We shall now use the following proposition, whose proof is inspired in that of [23, Prop 3.1]:

Proposition 4.11

Let \(f \in L^2(e^{2a|x|}dx), \nabla f \in L^{\infty }.\) Then \(|f(x)| \le C e^{-\frac{a}{d+2}|x|}, \, \forall x \in \mathbb {R}^d\), where C depends on \(\Vert f\Vert _{L^\infty }, \Vert \nabla f \Vert _{L^\infty }, \Vert f\Vert _{L^2 (e^{a|x|} dx) }\).

Proof

Without loss of generality, f is not identically zero. As \(\nabla f \in L^\infty \), we have that f is absolutely continuous so it suffices to consider large |x|. A standard argument shows that \(\nabla f \in L^\infty \) and \(f\in L^2\) imply that \(f(x) \rightarrow 0\) as \(x\rightarrow \infty \). In particular, \(f\in L^\infty \). Now, for each \(x \in \mathbb {R}^d,\) fix a ball \(B_x\) centered at x,  with radius \(r_x>0\) to be determined in a while. Then, for any \(y \in B_x,\) we have

$$\begin{aligned} |f(x) - f(y)| \le \left( \sup _{z \in B_x} |\nabla f(z)| \right) |x-y| \le 2r_x \Vert \nabla f\Vert _{\infty }. \end{aligned}$$

We then pick \(r_x = \frac{|f(x)|}{4\Vert \nabla f\Vert _{\infty }},\) and thus \(|f(y)| \ge |f(x)|/2.\) Note also that \(\sup _x r_x <\infty \) as \(f\in L^\infty \). Moreover, if |x| is sufficiently large, then triangle’s inequality shows that \(|y| \ge |x|/2, \, \forall y \in B_x.\) Therefore, for such x

$$\begin{aligned} \Vert f e^{a|\cdot |}\Vert _2^2 \ge \int _{B_x}| e^{a|y|}f(y) |^2 \, d y \gtrsim r_x^d e^{a|x|} |f(x)|^2 \gtrsim _{f} |f(x)|^{d+2} e^{{a}|x|}. \end{aligned}$$

This readily implies that \(|f(x)| \lesssim _f e^{-\frac{a}{(d+2)} |x|}, \forall |x| \gg 1.\) This finishes the proof. \(\square \)

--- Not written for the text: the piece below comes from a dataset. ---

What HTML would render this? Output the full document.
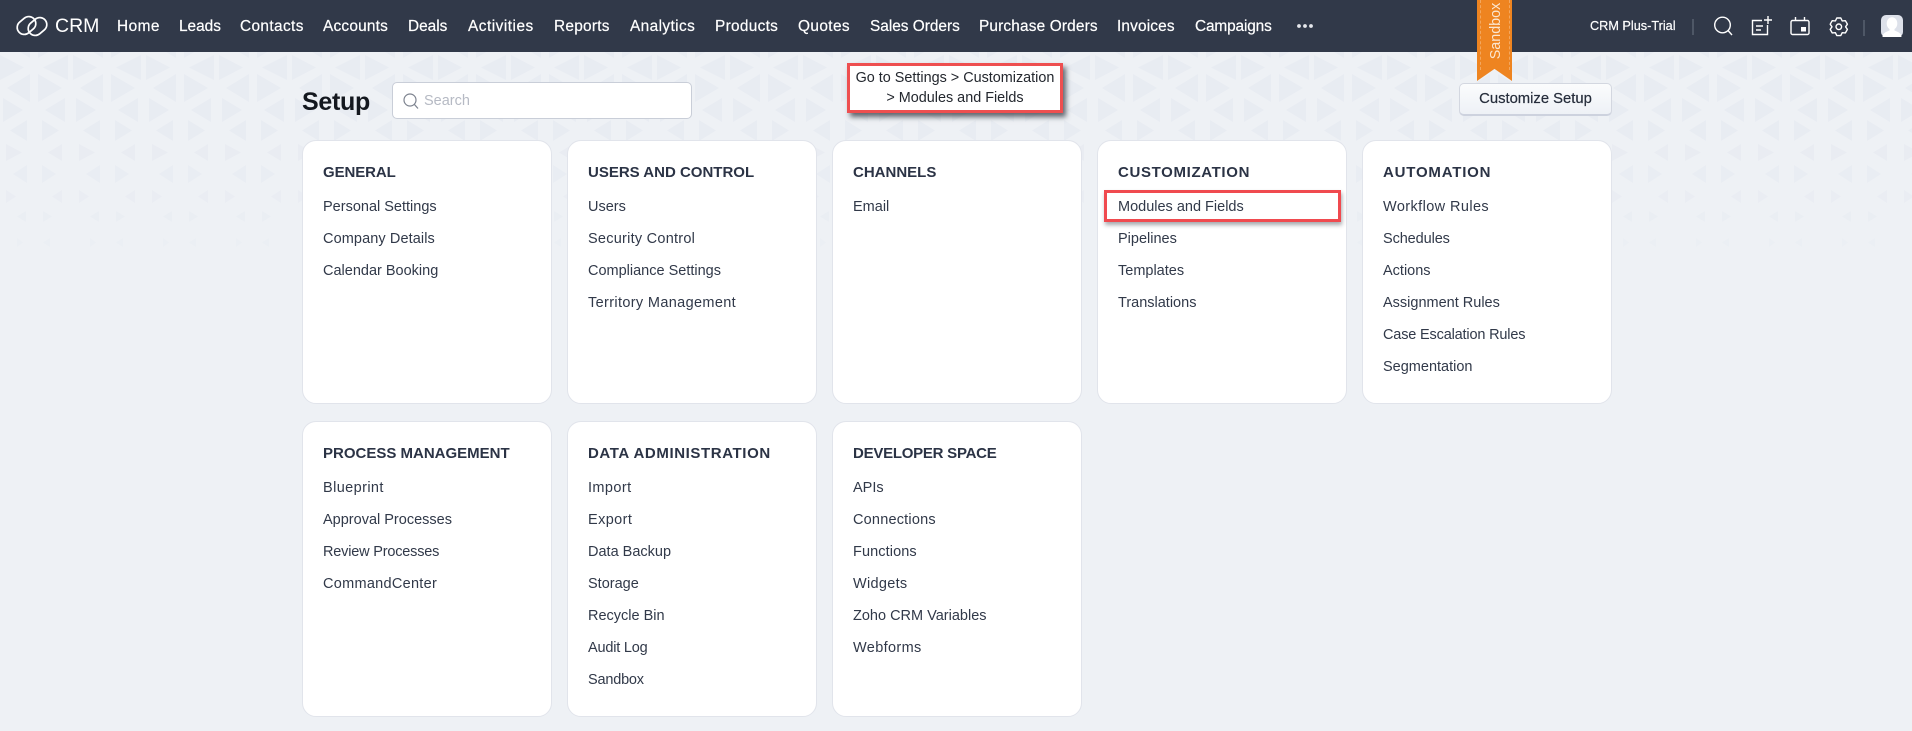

We now employ Lemma 4.2 for \(u_0, u(T).\) This shows, in particular, that \(\nabla u_0, \nabla u(T) \in L^{\infty }.\) By Proposition 4.11, we are able to finish Step 1.

Step 2: Propagating decay for derivatives. For this step, we use an inductive argument on the number \(N = |\alpha |\). In particular, if \(N = 0,\) we are done by Step 1.

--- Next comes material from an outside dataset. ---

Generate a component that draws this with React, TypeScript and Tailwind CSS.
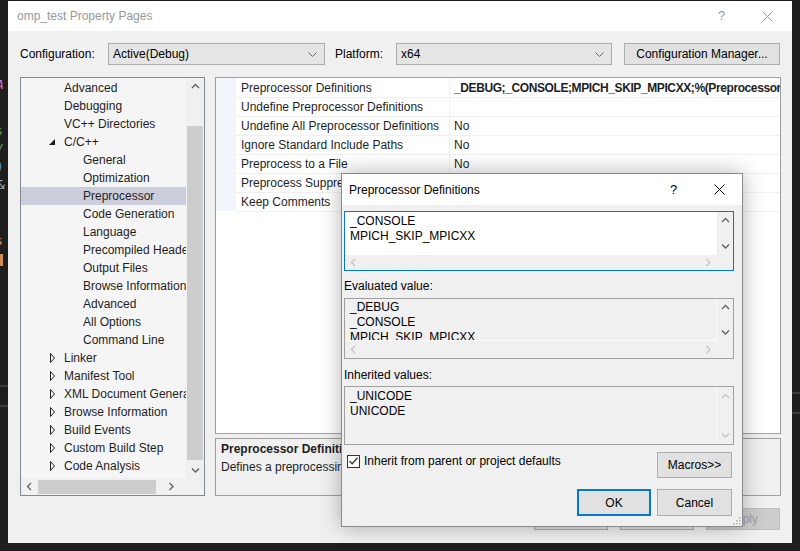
import React from 'react';

type Dir = 'up' | 'down' | 'left' | 'right';

const Arrow: React.FC<{ dir: Dir; color?: string }> = ({ dir, color = '#606060' }) => {
  const paths: Record<Dir, string> = {
    up: 'M1 5 L4.5 1.5 L8 5',
    down: 'M1 1.5 L4.5 5 L8 1.5',
    left: 'M5 1 L1.5 4.5 L5 8',
    right: 'M1.5 1 L5 4.5 L1.5 8',
  };
  const vertical = dir === 'up' || dir === 'down';
  return (
    <svg width={vertical ? 9 : 7} height={vertical ? 7 : 9} viewBox={vertical ? '0 0 9 7' : '0 0 7 9'}>
      <path d={paths[dir]} fill="none" stroke={color} strokeWidth="1.3" />
    </svg>
  );
};

const CloseIcon: React.FC<{ color: string }> = ({ color }) => (
  <svg width="11" height="11" viewBox="0 0 11 11">
    <path d="M0.5 0.5 L10.5 10.5 M10.5 0.5 L0.5 10.5" stroke={color} strokeWidth="1" />
  </svg>
);

const ComboArrow = () => (
  <svg width="9" height="5" viewBox="0 0 9 5">
    <path d="M0.5 0.5 L4.5 4.5 L8.5 0.5" fill="none" stroke="#606060" strokeWidth="1" />
  </svg>
);

type TreeItem = { label: string; level: 1 | 2; exp?: 'open' | 'closed'; selected?: boolean };

const treeItems: TreeItem[] = [
  { label: 'Advanced', level: 1 },
  { label: 'Debugging', level: 1 },
  { label: 'VC++ Directories', level: 1 },
  { label: 'C/C++', level: 1, exp: 'open' },
  { label: 'General', level: 2 },
  { label: 'Optimization', level: 2 },
  { label: 'Preprocessor', level: 2, selected: true },
  { label: 'Code Generation', level: 2 },
  { label: 'Language', level: 2 },
  { label: 'Precompiled Headers', level: 2 },
  { label: 'Output Files', level: 2 },
  { label: 'Browse Information', level: 2 },
  { label: 'Advanced', level: 2 },
  { label: 'All Options', level: 2 },
  { label: 'Command Line', level: 2 },
  { label: 'Linker', level: 1, exp: 'closed' },
  { label: 'Manifest Tool', level: 1, exp: 'closed' },
  { label: 'XML Document Generator', level: 1, exp: 'closed' },
  { label: 'Browse Information', level: 1, exp: 'closed' },
  { label: 'Build Events', level: 1, exp: 'closed' },
  { label: 'Custom Build Step', level: 1, exp: 'closed' },
  { label: 'Code Analysis', level: 1, exp: 'closed' },
];

const gridRows: { name: string; value: string; bold?: boolean }[] = [
  { name: 'Preprocessor Definitions', value: '_DEBUG;_CONSOLE;MPICH_SKIP_MPICXX;%(PreprocessorDefinitions)', bold: true },
  { name: 'Undefine Preprocessor Definitions', value: '' },
  { name: 'Undefine All Preprocessor Definitions', value: 'No' },
  { name: 'Ignore Standard Include Paths', value: 'No' },
  { name: 'Preprocess to a File', value: 'No' },
  { name: 'Preprocess Suppress Line Numbers', value: 'No' },
  { name: 'Keep Comments', value: 'No' },
];

const Tree = () => (
  <div className="w-[185px] h-[419px] border border-[#828790] bg-[#f5f5f5] flex flex-col">
    <div className="flex h-[400px]">
      <div className="w-[165px] pt-[1px] overflow-hidden text-[#1e1e1e]">
        {treeItems.map((item, i) => (
          <div
            key={i}
            className={`h-[18px] flex items-center whitespace-nowrap leading-[18px] ${item.selected ? 'bg-[#cccedb]' : ''}`}
          >
            {item.level === 1 ? (
              <>
                <div className="w-[28px] shrink-0" />
                <div className="w-[15px] shrink-0 flex items-center">
                  {item.exp === 'open' && (
                    <svg width="6" height="6" viewBox="0 0 6 6">
                      <path d="M6 0 L6 6 L0 6 Z" fill="#1e1e1e" />
                    </svg>
                  )}
                  {item.exp === 'closed' && (
                    <svg width="7" height="10" viewBox="0 0 7 10">
                      <path d="M1.5 0.5 L5.5 5 L1.5 9.5 Z" fill="none" stroke="#1e1e1e" strokeWidth="1" />
                    </svg>
                  )}
                </div>
              </>
            ) : (
              <div className="w-[62px] shrink-0" />
            )}
            <span>{item.label}</span>
          </div>
        ))}
      </div>
      <div className="w-[18px] bg-[#f0f0f0] flex flex-col">
        <div className="h-[17px] flex items-center justify-center">
          <Arrow dir="up" />
        </div>
        <div className="h-[31px]" />
        <div className="h-[334px] mx-[1px] bg-[#cdcdcd]" />
        <div className="flex-1 flex items-center justify-center pt-[2px]">
          <Arrow dir="down" />
        </div>
      </div>
    </div>
    <div className="flex flex-1">
      <div className="w-[165px] bg-[#f0f0f0] flex items-center">
        <div className="w-[17px] flex justify-center">
          <Arrow dir="left" />
        </div>
        <div className="w-[118px] h-[14px] bg-[#cdcdcd]" />
        <div className="flex-1 flex justify-center pl-[1px]">
          <Arrow dir="right" />
        </div>
      </div>
      <div className="flex-1 bg-[#f0f0f0]" />
    </div>
  </div>
);

const PropertyGrid = () => (
  <div className="h-[357px] border border-[#a0a0a0] bg-white flex overflow-hidden">
    <div className="w-[20px] shrink-0 flex flex-col">
      <div className="h-[133px] bg-[#f2f5fa]" />
    </div>
    <div className="flex-1 flex flex-col text-[#1e1e1e]">
      {gridRows.map((r, i) => (
        <div key={i} className={`h-[19px] flex whitespace-nowrap ${i > 0 ? 'border-t border-[#f0f0f0]' : ''}`}>
          <div className="w-[214px] shrink-0 pl-[5px] flex items-center overflow-hidden border-r border-[#f0f0f0]">
            {r.name}
          </div>
          <div className={`flex-1 pl-[4px] flex items-center overflow-hidden ${r.bold ? 'font-bold tracking-[-0.4px]' : ''}`}>
            {r.value}
          </div>
        </div>
      ))}
      <div className="border-t border-[#f0f0f0]" />
    </div>
  </div>
);

const Button: React.FC<{ label: string; className?: string }> = ({ label, className = '' }) => (
  <div className={`flex items-center justify-center bg-[#e1e1e1] border border-[#adadad] text-black ${className}`}>
    {label}
  </div>
);

const Dialog = () => (
  <div className="absolute left-[333px] top-[172px] w-[402px] h-[354px] border border-[#8a8a8a] bg-[#f0f0f0] flex flex-col shadow-[0_0_20px_rgba(0,0,0,0.3)] text-black">
    {/* Title bar */}
    <div className="h-[31px] bg-white flex items-center">
      <div className="flex-1 pl-[7px]">Preprocessor Definitions</div>
      <div className="w-[45px] flex justify-center text-[13px]">?</div>
      <div className="w-[46px] flex justify-center">
        <CloseIcon color="#000" />
      </div>
    </div>

    <div className="flex-1 pl-[2px] pr-[8px] pt-[6px] flex flex-col">
      {/* Editable box */}
      <div className="h-[60px] border border-[#0078d7] bg-white flex flex-col">
        <div className="flex h-[43px]">
          <div className="flex-1 pl-[5px] pt-[2px] leading-[15px]">
            <div>_CONSOLE</div>
            <div>MPICH_SKIP_MPICXX</div>
          </div>
          <div className="w-[16px] bg-[#f0f0f0] flex flex-col justify-between">
            <div className="h-[17px] flex items-center justify-center">
              <Arrow dir="up" />
            </div>
            <div className="h-[17px] flex items-center justify-center">
              <Arrow dir="down" />
            </div>
          </div>
        </div>
        <div className="flex flex-1">
          <div className="flex-1 bg-[#f0f0f0] flex items-center justify-between px-[5px]">
            <Arrow dir="left" color="#c4c4c4" />
            <Arrow dir="right" color="#c4c4c4" />
          </div>
          <div className="w-[16px] bg-[#f0f0f0]" />
        </div>
      </div>

      <div className="h-[27px] pt-[7px] leading-[16px]">Evaluated value:</div>

      {/* Evaluated box */}
      <div className="h-[61px] border border-[#a0a0a0] bg-[#f0f0f0] flex flex-col">
        <div className="flex h-[42px]">
          <div className="flex-1 pl-[5px] pt-[1px] leading-[15px] overflow-hidden border-r border-b border-[#fafafa]">
            <div>_DEBUG</div>
            <div>_CONSOLE</div>
            <div>MPICH_SKIP_MPICXX</div>
          </div>
          <div className="w-[16px] flex flex-col justify-between">
            <div className="h-[17px] flex items-center justify-center">
              <Arrow dir="up" />
            </div>
            <div className="h-[17px] flex items-center justify-center">
              <Arrow dir="down" />
            </div>
          </div>
        </div>
        <div className="flex flex-1">
          <div className="flex-1 flex items-center justify-between px-[5px]">
            <Arrow dir="left" color="#c4c4c4" />
            <Arrow dir="right" color="#c4c4c4" />
          </div>
          <div className="w-[16px]" />
        </div>
      </div>

      <div className="h-[27px] pt-[8px] leading-[16px]">Inherited values:</div>

      {/* Inherited box */}
      <div className="h-[59px] border border-[#a0a0a0] bg-[#f0f0f0] flex">
        <div className="flex-1 pl-[5px] pt-[2px] leading-[15px] border-r border-[#fafafa]">
          <div>_UNICODE</div>
          <div>UNICODE</div>
        </div>
        <div className="w-[16px] flex flex-col justify-between">
          <div className="h-[19px] flex items-center justify-center">
            <Arrow dir="up" color="#c4c4c4" />
          </div>
          <div className="h-[17px] flex items-center justify-center">
            <Arrow dir="down" color="#c4c4c4" />
          </div>
        </div>
      </div>

      {/* Checkbox + macros */}
      <div className="mt-[7px] h-[26px] flex justify-between">
        <div className="flex items-center h-[16px] mt-[1px] pl-[3px] gap-[4px]">
          <div className="w-[13px] h-[13px] border border-[#333] bg-white flex items-center justify-center">
            <svg width="9" height="8" viewBox="0 0 9 8">
              <path d="M0.5 4 L3.2 6.8 L8.5 0.8" fill="none" stroke="#333" strokeWidth="1.3" />
            </svg>
          </div>
          <span>Inherit from parent or project defaults</span>
        </div>
        <Button label="Macros>>" className="w-[75px] h-[26px] mr-[2px]" />
      </div>

      {/* OK / Cancel */}
      <div className="mt-[11px] flex justify-end gap-[6px] mr-[2px]">
        <div className="w-[74px] h-[27px] flex items-center justify-center bg-[#e1e1e1] border-2 border-[#0078d7]">
          OK
        </div>
        <Button label="Cancel" className="w-[75px] h-[27px]" />
      </div>
    </div>

    {/* resize grip */}
    <svg className="absolute right-[1px] bottom-[1px]" width="10" height="10" viewBox="0 0 10 10">
      <g fill="#b0b0b0">
        <rect x="8" y="2" width="1.5" height="1.5" />
        <rect x="5" y="5" width="1.5" height="1.5" />
        <rect x="8" y="5" width="1.5" height="1.5" />
        <rect x="2" y="8" width="1.5" height="1.5" />
        <rect x="5" y="8" width="1.5" height="1.5" />
        <rect x="8" y="8" width="1.5" height="1.5" />
      </g>
    </svg>
  </div>
);

const LeftStrip = () => (
  <div className="w-[8px] h-full overflow-hidden flex flex-col text-[13px] leading-[18px] whitespace-nowrap font-['DejaVu_Sans_Mono',monospace]">
    <div className="h-[76px]" />
    <div className="h-[18px] -ml-[4px] italic text-[#c678dd]">A</div>
    <div className="h-[28px]" />
    <div className="h-[18px] -ml-[5px] text-[#6a9955]">s</div>
    <div className="h-[18px] -ml-[4px] text-[#6a9955]">/</div>
    <div className="h-[18px] -ml-[4px] text-[#569cd6]">)</div>
    <div className="h-[18px] -ml-[3px] text-[#9cb4d6]">&amp;</div>
    <div className="h-[38px]" />
    <div className="h-[18px] -ml-[5px] text-[#ce9178]">s</div>
    <div className="h-[4px]" />
    <div className="h-[12px] w-[3px] bg-[#d18b4a]" />
    <div className="h-[119px]" />
    <div className="h-[2px] bg-[#3c3c3c]" />
    <div className="h-[18px]" />
    <div className="h-[2px] bg-[#3c3c3c]" />
  </div>
);

const RightStrip = () => (
  <div className="w-[8px] h-full flex flex-col">
    <div className="h-[392px]" />
    <div className="h-[2px] bg-[#3c3c3c]" />
    <div className="h-[18px]" />
    <div className="h-[2px] bg-[#3c3c3c]" />
  </div>
);

export default function App() {
  return (
    <div className="w-[800px] h-[551px] bg-[#1e1e1e] flex overflow-hidden font-['Liberation_Sans',Arial,sans-serif] text-[12px]">
      <LeftStrip />
      <div className="w-[784px] h-[542px] mt-[1px] bg-[#f0f0f0] flex flex-col relative">
        {/* Title bar */}
        <div className="h-[30px] bg-white flex items-center text-[#999999] pr-[2px]">
          <div className="flex-1 pl-[9px]">omp_test Property Pages</div>
          <div className="w-[45px] flex justify-center text-[13px]">?</div>
          <div className="w-[46px] flex justify-center">
            <CloseIcon color="#999999" />
          </div>
        </div>

        {/* Configuration row */}
        <div className="mt-[12px] h-[22px] flex items-center pl-[12px] text-black">
          <div className="w-[88px]">Configuration:</div>
          <div className="w-[217px] h-[22px] bg-[#e5e5e5] border border-[#acacac] flex items-center justify-between pl-[4px] pr-[7px]">
            <span>Active(Debug)</span>
            <ComboArrow />
          </div>
          <div className="w-[71px] pl-[10px]">Platform:</div>
          <div className="w-[216px] h-[22px] bg-[#e5e5e5] border border-[#acacac] flex items-center justify-between pl-[4px] pr-[7px]">
            <span>x64</span>
            <ComboArrow />
          </div>
          <Button label="Configuration Manager..." className="ml-[12px] w-[156px] h-[22px]" />
        </div>

        {/* Main area */}
        <div className="mt-[12px] flex pl-[12px]">
          <Tree />
          <div className="ml-[10px] w-[566px] flex flex-col gap-[4px]">
            <PropertyGrid />
            <div className="h-[58px] border border-[#a0a0a0] bg-[#f0f0f0] pl-[5px] pt-[1px] leading-[18px] text-[#1e1e1e] whitespace-nowrap overflow-hidden">
              <div className="font-bold">Preprocessor Definitions</div>
              <div>Defines a preprocessing symbols for your source file. (/D[macro])</div>
            </div>
          </div>
        </div>

        {/* Bottom buttons */}
        <div className="mt-[12px] flex justify-end gap-[12px] pr-[12px]">
          <Button label="OK" className="w-[74px] h-[22px]" />
          <Button label="Cancel" className="w-[74px] h-[22px]" />
          <div className="w-[74px] h-[22px] flex items-center justify-center bg-[#cccccc] border border-[#bfbfbf] text-[#a0a0a0]">
            Apply
          </div>
        </div>

        <Dialog />
      </div>
      <RightStrip />
    </div>
  );
}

Suppose our result holds for \(N \in \mathbb {N}\) fixed. By Lemma 4.2, we are able to deduce that derivatives of all orders are bounded. We use this fact, together with a Taylor expansion of order one in order to conclude.

Indeed, fixing \(\alpha \) a multiindex so that \(|\alpha | = N+1,\) let \(j \in \{1,\dots ,d\}\) be so that \(\alpha _j > 0.\) In particular, we may perform a Taylor expansion of order one of the function \(\partial _x^{\alpha -e_j} u_0(x+te_j).\) In particular, we know that, since the derivative \(\partial _x^{\alpha +e_j}u_0\) belongs to \(L^{\infty }(\mathbb {R}^d),\)

$$\begin{aligned} \left| \partial _x^{\alpha -e_j} u_0(x+te_j) - \partial _x^{\alpha -e_j}u_0(x) - t \partial _x^{\alpha } u_0(x) \right| \lesssim _{\Vert \partial _x^{\alpha + e_j} u_0 \Vert _{L^\infty }} t^2. \end{aligned}$$

Thus, reordering terms,

$$\begin{aligned} |\partial _x^{\alpha }u_0(x)|&\lesssim _{u_0} t^{-1}\left( | \partial _x^{\alpha -e_j} u_0(x+te_j)| + |\partial _x^{\alpha -e_j}u_0(x)| \right) + t \\&\lesssim _{u_0} t^{-1} \left( e^{-c_N|x+te_j|} + e^{-c_N|x|} \right) + t, \end{aligned}$$

where we used the induction hypothesis in the last line. In particular, we may choose \(t = e^{-\frac{c_N}{2} |x|}\) above. Routine computations then imply

$$\begin{aligned} |\partial _x^{\alpha }u_0(x)| \lesssim _N e^{-\frac{c_N}{2}|x|}. \end{aligned}$$

This closes the inductive argument, and we are done. \(\square \)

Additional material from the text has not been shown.